Lastly, I can't help but wonder... what would an evangelical, traditionally-based Ethiopian visual art form look like?


  1. They predate all other Christian works not only in Sub- Sahara Africa but in all of the world. Mainly because of and through the exemplary success at preservation by the tenants and priests of the monastery.

  2. Also, if I may add, to state so boldly that this scripture was painted outside of Ethiopia (i.e Syria: where the 9 monks came as exiles from the prosecution and war of the Ottomans)and transfered back to the country to be wrriten in Geez is clearly preposterous...if not downright insulting.

  3. Thirdly, the style of painting is very much in line with the Indian Orthodox Tradition more so than any Sassinid as the Persian art you are refering to is post Indian contact and is clearly an influenced form of Indian/ Chinese style of painting. As you seem to be moderating the comments, I hope you have the gumption to post these observations.

  4. Thanks for your comments. You seem to have a wider knowledge about Ethiopian manuscripts than I, since I have never studied them outside of the articles I read for this post. I think that ultimately, your issue is not with me but with the writers of the articles that I've quoted from, and the individual scholars whom they reference. I will try to respond to your comments as best as I can, though I myself can only rely on the research and opinion of others, as I have not done any independent research of my own. Do you have any books or other resources that you'd recommend for anyone who'd like to read more on Ethiopian icons?

    Regarding your first comment about the age of the Garima Gospels, you may be right! I checked two other websites (http://codexsinaiticus.org and http://en.wikipedia.org/wiki/Codex_Sinaiticus#Date_of_the_codex), both of which said that the Codex Sinaiticus was composed in the fourth century, not the third century as stated in The Independent article. Wikipedia specifies that the Codex Sinaiticus must have been written between 325 and 360. The article from The Art Newspaper that I gathered most of the information from states that "a sample of the parchment (probably goat skin) from Garima II was dated to 330-540 and one from another illustrated page to 430-650… Although it may well be coincidence, Abba Garima is said to have arrived in Ethiopia in 494." So, it is entirely possible that the Garima Gospels could've been written at the same time as the Codex Sinaiticus, or even a little earlier, though that would necessitate that they were written by someone other than Abba Garima.

    I can't really respond to your second and third comments with any facts, as I know nothing about Ethiopian iconography and their dating based on stylistic variations.
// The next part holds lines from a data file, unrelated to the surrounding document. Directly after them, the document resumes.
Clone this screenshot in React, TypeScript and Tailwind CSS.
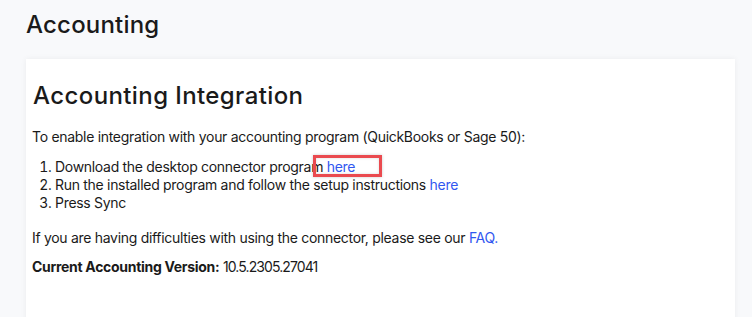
export default function App() {
  const link = "text-[#3157f0]";
  return (
    <div className="h-[317px] overflow-hidden bg-[#f8f9fb] text-[#1a1a1a]" style={{ fontFamily: "Inter, 'Open Sans', sans-serif" }}>
      <div className="pl-[26px] pr-[17px] pt-[9px]">
        <h1 className="text-[24px] leading-[32px] font-medium tracking-[0.2px]">Accounting</h1>
        <div className="mt-[18px] h-[300px] bg-white px-[6px] pt-[21px] shadow-[0_0_6px_rgba(0,0,0,0.06)]">
          <h2 className="text-[24px] leading-[32px] font-medium tracking-[0.4px] pl-[1px]">Accounting Integration</h2>
          <div className="text-[14px] leading-[18px] tracking-[-0.3px]">
            <p className="mt-[16px]">To enable integration with your accounting program (QuickBooks or Sage 50):</p>
            <ol className="mt-[12px] list-decimal pl-[23px]">
              <li>
                Download the desktop connector program{" "}
                <span className="relative inline-block leading-[18px]">
                  <a className={link} href="#">here</a>
                  <span className="absolute -left-[14px] -top-[3px] h-[22px] w-[69px] border-[3px] border-[#ea4a4f] shadow-[0_0_3px_rgba(0,0,0,0.2),inset_0_0_3px_rgba(0,0,0,0.15)]" />
                </span>
              </li>
              <li>
                Run the installed program and follow the setup instructions <a className={link} href="#">here</a>
              </li>
              <li>Press Sync</li>
            </ol>
            <p className="mt-[17px]">
              If you are having difficulties with using the connector, please see our <a className={link} href="#">FAQ.</a>
            </p>
            <p className="mt-[11px]">
              <span className="font-bold">Current Accounting Version:</span>{" "}
              <span className="tracking-[-0.9px]">10.5.2305.27041</span>
            </p>
          </div>
        </div>
      </div>
    </div>
  );
}
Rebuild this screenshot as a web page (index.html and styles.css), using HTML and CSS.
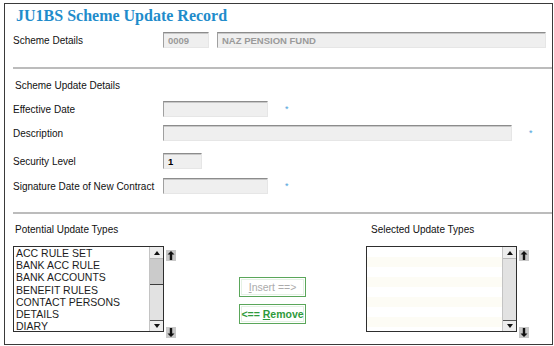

I"m sorry that you feel offended at the idea of the images being painted outside of Ethiopia. Perhaps you could try to contact Jacques Mercier, the French specialist in Ethiopian art, to express your disagreement (he is the one that believes the illustrations' origins lie outside of Ethiopia). The Ethiopian Heritage Fund, which restored the Garima Gospels, might have contact information for him. Their email address is info@ethiopianheritagefund.org.

    That's all the information I can offer. It certainly never entered my mind that quoting these two articles would offend anyone, and I hope that you will continue reading Indigenous Jesus and feel free to offer other comments at any time.

  5. Scott,

    Remember that when the nine monks arrived in Ethiopia exiled from Ottoman occupied Syria they came knowing that there were Christian Churches and a Royal court based in the country. They surely did not venture out on a wild safari but had a destination. Ethiopian merchants and priests have traveled to the middle east and the Levant since pre-historic times.

    I do apologize for the strong language in my comments but modern 'scholars' have managed to distort the written history of Ethiopia by inserting their new found 'scholarly' interpretations. This liberty is often taken with Ethiopian history and often against the written history already existing in the country. This new 'scholar' now chooses to re write history according to his own parameters which are almost always based on personal gain in fortune and fame clouded by the modern socio-economic climate. The ever increasing demand and interest from Europe and America as these books have started to appear into European circles, has resulted in pillaging, ransacking, and coercive theft of these monasteries in order to gain these books for museums and libraries in the west. Often these 'scholars' are not of the faith and are only interested on the analytical basis.
    That being said, the Garima gospels are documented in Ethiopian history as being written in one night by the divine spirit through the monk Abba Garima. A Miracle. Not transferred to Syria for work then shipped back to Ethiopia for further work etc etc etc.

    Christians spent 1000s of years meticulously copying scriptures, preserving scriptures, staying true to word and yod, of every line and verse with an amazing continuity that spans works clear across three continents. Early Christians monks and clerics were not prone to embellishing style, re interpreting work, or even signing their work for personal glorification as modern secular 'scholars' do thus ....why would they lie? To what gain? That is what the new Mercier seems to suggest.

    It greatly saddens us that these works are now leaving the place of worship(Bete Mekdes) to be housed in museum and library warehouses for only 'scholars' to view. It has been a cause of agitation for many Ethiopian nobles and clerics, who having commissioned and preserved these scriptures for thousands of years, are now unable to use them in worship and in teaching of their people.

    Finally, Codex Sinaiticus, Garima Gospel, Rabulla Gospels... they all have One message. The true and living Word of One God, Christ. The point is not which is older, or prettier, worth more or what not... The point is that we receive the Word and his promise to us of eternal life.

    Thanks for the discussion, it was enjoyable.